-- MATERIAL PROVIDED start --

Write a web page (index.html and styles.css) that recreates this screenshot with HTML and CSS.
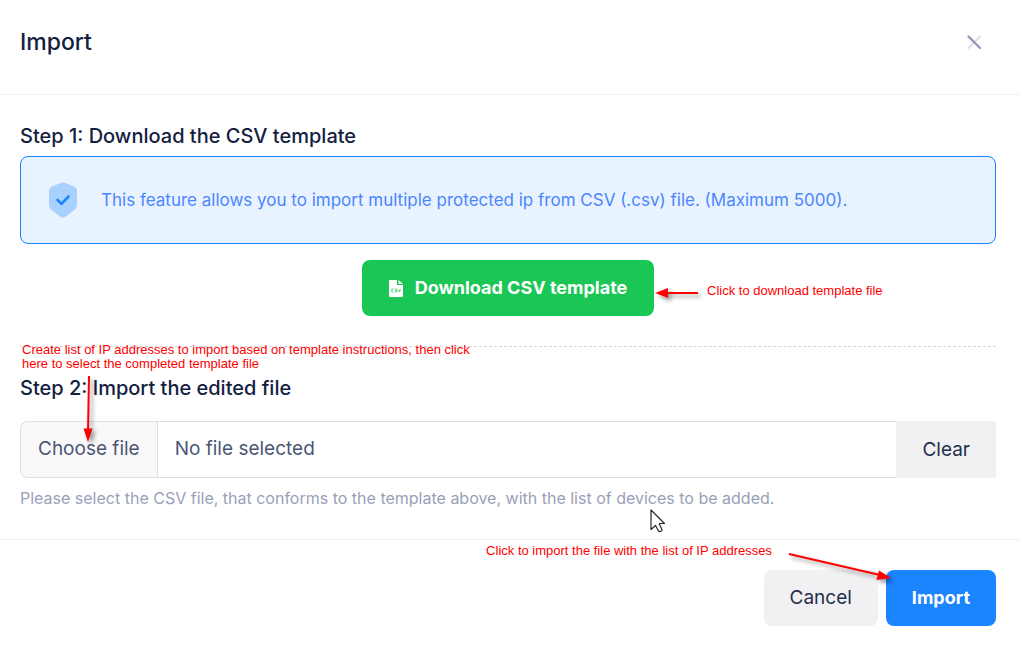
FILE: index.html
```html
<!DOCTYPE html>
<html lang="en">
<head>
<meta charset="utf-8">
<meta name="viewport" content="width=device-width, initial-scale=1">
<title>Import</title>
<link rel="stylesheet" href="styles.css">
</head>
<body>
<main class="modal">
  <header class="modal-header">
    <h1 class="modal-title">Import</h1>
    <button class="close" type="button" aria-label="Close">
      <svg width="16" height="16" viewBox="0 0 16 16" fill="none" stroke-width="2.400" stroke-linecap="round">
        <path d="M14 2.500 2.500 14" stroke="#dfe2eb"/>
        <path d="m2.500 2.500 11.500 11.500" stroke="#8f9ab6"/>
      </svg>
    </button>
  </header>

  <div class="modal-body">
    <section class="step">
      <h2 class="step-title">Step 1: Download the CSV template</h2>
      <div class="alert">
        <svg class="alert-icon" width="30" height="36" viewBox="0 0 30 36">
          <path d="M13.300 .8Q15 0 16.700 .8L26.500 4.800Q29 6 29 8.500V23Q29 25.500 27 27.500L18 34.500Q15 36.500 12 34.500L3 27.500Q1 25.500 1 23V8.500Q1 6 3.500 4.800Z" fill="#a9d1ff"/>
          <path d="m9.500 18 4 3.800 7-7.300" fill="none" stroke="#1b84ff" stroke-width="2.600" stroke-linecap="round" stroke-linejoin="round"/>
        </svg>
        <p class="alert-text">This feature allows you to import multiple protected ip from CSV (.csv) file. (Maximum 5000).</p>
      </div>
      <div class="download-row">
        <button class="btn btn-success" type="button">
          <svg width="14" height="17" viewBox="0 0 14 17">
            <path d="M1 0H8V5H14V16Q14 17 13 17H1Q0 17 0 16V1Q0 0 1 0Z" fill="#fff"/>
            <path d="M9.500 0 14 4H9.500Z" fill="#fff"/>
            <path d="M4.800 9H2.800V12H4.800M8.200 9H6.300V10.500H8.200V12H6.300M9.500 9l1 3 1-3" fill="none" stroke="#17c653" stroke-width=".7"/>
          </svg>
          Download CSV template
        </button>
        <p class="note note-download">Click to download template file</p>
        <svg class="arrow arrow-download" width="50" height="20" viewBox="0 0 50 20">
          <path d="M44 10H10" stroke="#f00" stroke-width="2"/>
          <path d="M1 10 14 5V15Z" fill="#f00"/>
        </svg>
      </div>
    </section>

    <section class="step step-file">
      <p class="note note-select">Create list of IP addresses to import based on template instructions, then click<br>here to select the completed template file</p>
      <h2 class="step-title">Step 2: Import the edited file</h2>
      <div class="file-group">
        <input class="file-input" type="file" id="csv-file" accept=".csv">
        <label class="file-label" for="csv-file">
          <span class="file-choose">Choose file</span>
          <span class="file-name">No file selected</span>
        </label>
        <button class="file-clear" type="button">Clear</button>
      </div>
      <svg class="arrow arrow-select" width="20" height="74" viewBox="0 0 20 74">
        <path d="M11 2 10 58" stroke="#f00" stroke-width="2"/>
        <path d="M5.500 54.500H14.500L10 68Z" fill="#f00"/>
      </svg>
      <p class="help">Please select the CSV file, that conforms to the template above, with the list of devices to be added.</p>
      <svg class="cursor" width="16" height="24" viewBox="0 0 16 24">
        <path d="M1 1V20.500L5.500 16.500 8.500 22Q9.500 23 11 22.300T12 20.500L9.500 15.500V14.500H14.500Z" fill="#fff" stroke="#24262e" stroke-width="1.200" stroke-linejoin="round"/>
      </svg>
    </section>
  </div>

  <footer class="modal-footer">
    <p class="note note-import">Click to import the file with the list of IP addresses</p>
    <button class="btn btn-light" type="button">Cancel</button>
    <button class="btn btn-primary" type="button">Import</button>
    <svg class="arrow arrow-import" width="104" height="32" viewBox="0 0 104 32">
      <path d="M1 3 92 24" stroke="#f00" stroke-width="2"/>
      <path d="M103 27 88.500 29 91 19.500Z" fill="#f00"/>
    </svg>
  </footer>
</main>
</body>
</html>
```

FILE: styles.css
```css
* { box-sizing: border-box; }

body {
  margin: 0;
  background: #fff;
  color: #14203f;
  font-family: Inter, "Liberation Sans", sans-serif;
  font-size: 19px;
  line-height: 24px;
}

h1, h2, p { margin: 0; }

button {
  border: 0;
  font: inherit;
  cursor: pointer;
}

.modal-header {
  display: flex;
  align-items: center;
  justify-content: space-between;
  padding: 26px 38px 36px 20px;
  border-bottom: 1px solid #f1f1f4;
}

.modal-title {
  font-size: 23px;
  font-weight: 500;
  line-height: 32px;
}

.close {
  display: flex;
  padding: 0;
  background: none;
}

.modal-body { padding: 29px 24px 29px 20px; }

.step-title {
  font-size: 20px;
  font-weight: 500;
}

.alert {
  display: flex;
  align-items: center;
  gap: 23px;
  min-height: 88px;
  margin-top: 8px;
  padding: 16px 27px;
  border: 1px solid #1b84ff;
  border-radius: 8px;
  background: #e9f3ff;
}

.alert-icon { flex: none; }

.alert-text {
  color: #4b86ff;
  font-size: 17px;
}

.download-row {
  position: relative;
  display: flex;
  justify-content: center;
  padding: 16px 0 30px;
}

.btn {
  display: flex;
  align-items: center;
  gap: 12px;
  padding: 16px 26px;
  border-radius: 8px;
}

.btn-success {
  padding: 16px 27px;
  background: #1bc754;
  color: #fff;
  font-size: 18px;
  font-weight: 700;
}

.btn-light {
  background: #f1f1f4;
  color: #252f4a;
}

.btn-primary {
  background: #1b84ff;
  color: #fff;
  font-size: 18px;
  font-weight: 700;
}

.step-file {
  position: relative;
  padding-top: 29px;
  border-top: 1px dashed #d4d6dc;
}

.file-group {
  position: relative;
  display: flex;
  margin-top: 21px;
}

.file-input {
  position: absolute;
  inset: 0;
  width: 100%;
  opacity: 0;
}

.file-label {
  position: relative;
  display: flex;
  flex: 1;
  border: 1px solid #dbdfe9;
  border-right: 0;
  border-radius: 8px 0 0 8px;
  background: #fff;
  color: #4b5675;
  cursor: pointer;
}

.file-choose,
.file-name { padding: 15px 17px 16px; }

.file-choose {
  border-right: 1px solid #dbdfe9;
  border-radius: 8px 0 0 8px;
  background: #f9f9f9;
}

.file-clear {
  position: relative;
  padding: 16px 26px;
  background: #f1f1f4;
  color: #252f4a;
}

.help {
  margin-top: 8px;
  color: #99a1b7;
  font-size: 16px;
}

.modal-footer {
  position: relative;
  display: flex;
  justify-content: flex-end;
  gap: 8px;
  padding: 30px 24px 19px 20px;
  border-top: 1px solid #f1f1f4;
}

.note {
  position: absolute;
  color: #f00;
  font-family: "Liberation Sans", Arial, sans-serif;
  font-size: 13px;
  line-height: 14px;
  white-space: nowrap;
}

.arrow {
  position: absolute;
  overflow: visible;
  filter: drop-shadow(3px 3px 2px rgba(0, 0, 0, .4));
  pointer-events: none;
}

.note-download {
  top: 40px;
  left: calc(50% + 199px);
}

.arrow-download {
  top: 39px;
  left: calc(50% + 146px);
}

.note-select {
  top: -4px;
  left: 2px;
}

.arrow-select {
  top: 27px;
  left: 58px;
}

.cursor {
  position: absolute;
  top: 162px;
  left: 630px;
  pointer-events: none;
}

.note-import {
  top: 4px;
  right: 248px;
}

.arrow-import {
  top: 11px;
  right: 128px;
}
```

-- MATERIAL PROVIDED end --

Without the pictures, print the whole listing exactly as given.

## CORRECT RESPONSE
Write a web page (index.html and styles.css) that recreates this screenshot with HTML and CSS.
FILE: index.html
```html
<!DOCTYPE html>
<html lang="en">
<head>
<meta charset="utf-8">
<meta name="viewport" content="width=device-width, initial-scale=1">
<title>Import</title>
<link rel="stylesheet" href="styles.css">
</head>
<body>
<main class="modal">
  <header class="modal-header">
    <h1 class="modal-title">Import</h1>
    <button class="close" type="button" aria-label="Close">
      <svg width="16" height="16" viewBox="0 0 16 16" fill="none" stroke-width="2.400" stroke-linecap="round">
        <path d="M14 2.500 2.500 14" stroke="#dfe2eb"/>
        <path d="m2.500 2.500 11.500 11.500" stroke="#8f9ab6"/>
      </svg>
    </button>
  </header>

  <div class="modal-body">
    <section class="step">
      <h2 class="step-title">Step 1: Download the CSV template</h2>
      <div class="alert">
        <svg class="alert-icon" width="30" height="36" viewBox="0 0 30 36">
          <path d="M13.300 .8Q15 0 16.700 .8L26.500 4.800Q29 6 29 8.500V23Q29 25.500 27 27.500L18 34.500Q15 36.500 12 34.500L3 27.500Q1 25.500 1 23V8.500Q1 6 3.500 4.800Z" fill="#a9d1ff"/>
          <path d="m9.500 18 4 3.800 7-7.300" fill="none" stroke="#1b84ff" stroke-width="2.600" stroke-linecap="round" stroke-linejoin="round"/>
        </svg>
        <p class="alert-text">This feature allows you to import multiple protected ip from CSV (.csv) file. (Maximum 5000).</p>
      </div>
      <div class="download-row">
        <button class="btn btn-success" type="button">
          <svg width="14" height="17" viewBox="0 0 14 17">
            <path d="M1 0H8V5H14V16Q14 17 13 17H1Q0 17 0 16V1Q0 0 1 0Z" fill="#fff"/>
            <path d="M9.500 0 14 4H9.500Z" fill="#fff"/>
            <path d="M4.800 9H2.800V12H4.800M8.200 9H6.300V10.500H8.200V12H6.300M9.500 9l1 3 1-3" fill="none" stroke="#17c653" stroke-width=".7"/>
          </svg>
          Download CSV template
        </button>
        <p class="note note-download">Click to download template file</p>
        <svg class="arrow arrow-download" width="50" height="20" viewBox="0 0 50 20">
          <path d="M44 10H10" stroke="#f00" stroke-width="2"/>
          <path d="M1 10 14 5V15Z" fill="#f00"/>
        </svg>
      </div>
    </section>

    <section class="step step-file">
      <p class="note note-select">Create list of IP addresses to import based on template instructions, then click<br>here to select the completed template file</p>
      <h2 class="step-title">Step 2: Import the edited file</h2>
      <div class="file-group">
        <input class="file-input" type="file" id="csv-file" accept=".csv">
        <label class="file-label" for="csv-file">
          <span class="file-choose">Choose file</span>
          <span class="file-name">No file selected</span>
        </label>
        <button class="file-clear" type="button">Clear</button>
      </div>
      <svg class="arrow arrow-select" width="20" height="74" viewBox="0 0 20 74">
        <path d="M11 2 10 58" stroke="#f00" stroke-width="2"/>
        <path d="M5.500 54.500H14.500L10 68Z" fill="#f00"/>
      </svg>
      <p class="help">Please select the CSV file, that conforms to the template above, with the list of devices to be added.</p>
      <svg class="cursor" width="16" height="24" viewBox="0 0 16 24">
        <path d="M1 1V20.500L5.500 16.500 8.500 22Q9.500 23 11 22.300T12 20.500L9.500 15.500V14.500H14.500Z" fill="#fff" stroke="#24262e" stroke-width="1.200" stroke-linejoin="round"/>
      </svg>
    </section>
  </div>

  <footer class="modal-footer">
    <p class="note note-import">Click to import the file with the list of IP addresses</p>
    <button class="btn btn-light" type="button">Cancel</button>
    <button class="btn btn-primary" type="button">Import</button>
    <svg class="arrow arrow-import" width="104" height="32" viewBox="0 0 104 32">
      <path d="M1 3 92 24" stroke="#f00" stroke-width="2"/>
      <path d="M103 27 88.500 29 91 19.500Z" fill="#f00"/>
    </svg>
  </footer>
</main>
</body>
</html>
```

FILE: styles.css
```css
* { box-sizing: border-box; }

body {
  margin: 0;
  background: #fff;
  color: #14203f;
  font-family: Inter, "Liberation Sans", sans-serif;
  font-size: 19px;
  line-height: 24px;
}

h1, h2, p { margin: 0; }

button {
  border: 0;
  font: inherit;
  cursor: pointer;
}

.modal-header {
  display: flex;
  align-items: center;
  justify-content: space-between;
  padding: 26px 38px 36px 20px;
  border-bottom: 1px solid #f1f1f4;
}

.modal-title {
  font-size: 23px;
  font-weight: 500;
  line-height: 32px;
}

.close {
  display: flex;
  padding: 0;
  background: none;
}

.modal-body { padding: 29px 24px 29px 20px; }

.step-title {
  font-size: 20px;
  font-weight: 500;
}

.alert {
  display: flex;
  align-items: center;
  gap: 23px;
  min-height: 88px;
  margin-top: 8px;
  padding: 16px 27px;
  border: 1px solid #1b84ff;
  border-radius: 8px;
  background: #e9f3ff;
}

.alert-icon { flex: none; }

.alert-text {
  color: #4b86ff;
  font-size: 17px;
}

.download-row {
  position: relative;
  display: flex;
  justify-content: center;
  padding: 16px 0 30px;
}

.btn {
  display: flex;
  align-items: center;
  gap: 12px;
  padding: 16px 26px;
  border-radius: 8px;
}

.btn-success {
  padding: 16px 27px;
  background: #1bc754;
  color: #fff;
  font-size: 18px;
  font-weight: 700;
}

.btn-light {
  background: #f1f1f4;
  color: #252f4a;
}

.btn-primary {
  background: #1b84ff;
  color: #fff;
  font-size: 18px;
  font-weight: 700;
}

.step-file {
  position: relative;
  padding-top: 29px;
  border-top: 1px dashed #d4d6dc;
}

.file-group {
  position: relative;
  display: flex;
  margin-top: 21px;
}

.file-input {
  position: absolute;
  inset: 0;
  width: 100%;
  opacity: 0;
}

.file-label {
  position: relative;
  display: flex;
  flex: 1;
  border: 1px solid #dbdfe9;
  border-right: 0;
  border-radius: 8px 0 0 8px;
  background: #fff;
  color: #4b5675;
  cursor: pointer;
}

.file-choose,
.file-name { padding: 15px 17px 16px; }

.file-choose {
  border-right: 1px solid #dbdfe9;
  border-radius: 8px 0 0 8px;
  background: #f9f9f9;
}

.file-clear {
  position: relative;
  padding: 16px 26px;
  background: #f1f1f4;
  color: #252f4a;
}

.help {
  margin-top: 8px;
  color: #99a1b7;
  font-size: 16px;
}

.modal-footer {
  position: relative;
  display: flex;
  justify-content: flex-end;
  gap: 8px;
  padding: 30px 24px 19px 20px;
  border-top: 1px solid #f1f1f4;
}

.note {
  position: absolute;
  color: #f00;
  font-family: "Liberation Sans", Arial, sans-serif;
  font-size: 13px;
  line-height: 14px;
  white-space: nowrap;
}

.arrow {
  position: absolute;
  overflow: visible;
  filter: drop-shadow(3px 3px 2px rgba(0, 0, 0, .4));
  pointer-events: none;
}

.note-download {
  top: 40px;
  left: calc(50% + 199px);
}

.arrow-download {
  top: 39px;
  left: calc(50% + 146px);
}

.note-select {
  top: -4px;
  left: 2px;
}

.arrow-select {
  top: 27px;
  left: 58px;
}

.cursor {
  position: absolute;
  top: 162px;
  left: 630px;
  pointer-events: none;
}

.note-import {
  top: 4px;
  right: 248px;
}

.arrow-import {
  top: 11px;
  right: 128px;
}
```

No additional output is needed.